Fig. 2. (a) Integral imaging passive sensing and image pickup process, (b) computational 3D image and depth reconstruction process using integral imaging.

Download Full Size | PDF

Fig. 3. Network architecture of the YOLOv2 detection framework used for gesture detection. For our implementation, we have used N = 2.

Download Full Size | PDF

YOLOv2 detection network provides improved detection capabilities as compared to the original YOLO framework by adopting strategies such as batch normalization, high resolution classifier, convolution with anchor boxes, multi-scale training, etc. [12]. Additionally, the network changes the image dimensions after every few iterations to aid in learning to predict across a variety of scales. The network outputs the bounding box coordinates along with their confidence scores. In this work, the bounding box coordinates are used for spatial localization, and the confidence scores are used for temporal segmentation. We have used stochastic gradient descent with momentum (sgdm) optimizer with a mini-batch size of 8 and 20 training epochs for 3D InIm. For 2D imaging, we have used a minibatch size and training epochs of 4 and 10, respectively. For Kinect RGB we have used a minibatch size of 2 and trained for 20 epoch whereas for the Kinect depth sensor we used a mini-batch size of 8 and trained for 10 epochs. The learning rate has been set to$\; {10^{ - 3}}$. These parameters were chosen by hyper parameter tuning of each individual network using a validation dataset separate from the training and testing datasets.

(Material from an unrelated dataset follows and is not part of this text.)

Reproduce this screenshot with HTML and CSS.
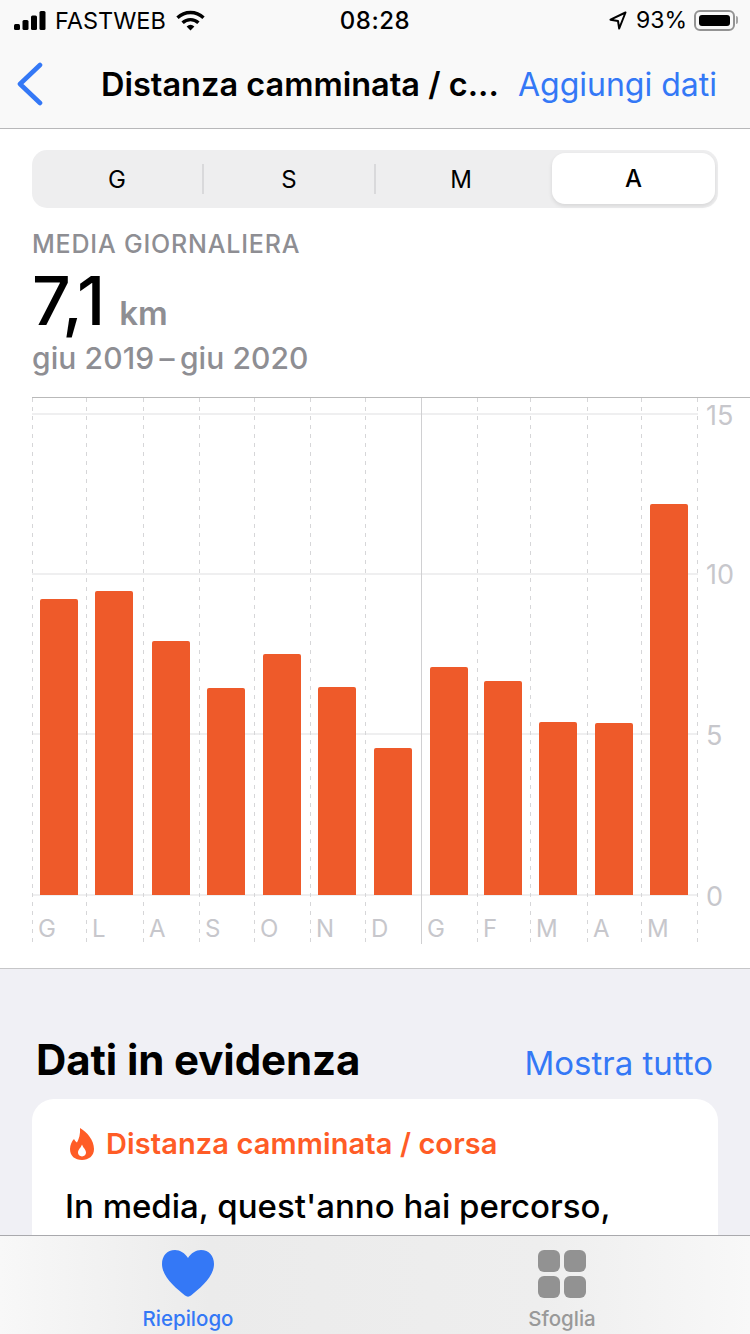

2.3 Spatio-temporal continuous gesture segmentation

The output of the detector, namely the bounding box coordinates and their corresponding confidence scores, are used for spatio-temporal segmentation of continuous gesture sequences. Due to the presence of degradations such as occlusion, several misdetections can happen leading to “noisy” confidence scores which degrade the spatio-temporal segmentation performance. To cope with this problem, we apply a non-linear transformation and temporal smoothing of the confidence scores and used the transformed smooth confidence score for segmentation rather than using the original “noisy” scores. Let $\tilde{{\textrm s}}(n)$ be the original confidence score output from the detector with n as the time index. We apply the following non-linear transformation to $\tilde{{\textrm s}}(n)$ to get $\textrm{s}(\textrm{n} )$, $s(n )= {h_h}$ if $\tilde{s}(n )\ge threshold,$ else $s(n )= {h_l}$. We have used ${\textrm{h}_\textrm{h}} = 1,$ ${\textrm{h}_\textrm{l}} = 0$ and $\textrm{threshold} = 0.5$ for our analysis. The transformed score $\textrm{s}(\textrm{n} )$ is further subjected to the Savitzky-Golay smoothing filter and the non-linear thresholding-based transformation as mentioned above to get the “smoothed” confidence score which will be used for temporal segmentation. The Savitzky-Golay smoothing filter is a polynomial smoothing procedure which smooths the data by fitting a lower degree polynomial over successive subsets of adjacent data points using least squares and was chosen for its various desirable properties such as peak shape preservation in the signal or the time series [28]. The optimal coefficient vector for Savitzky-Golay smoothing filter has been obtained using the least squares approach [29]. After obtaining the smoothed detection score, the starting and ending of the isolated gestures can be obtained from the difference vector derived using the difference of successive points in the smoothed detection scores. In cases of points where the bounding boxes were absent, the spatial segmentation of the gesture has been done by approximating the bounding box of the current point as the previous bounding box coordinates.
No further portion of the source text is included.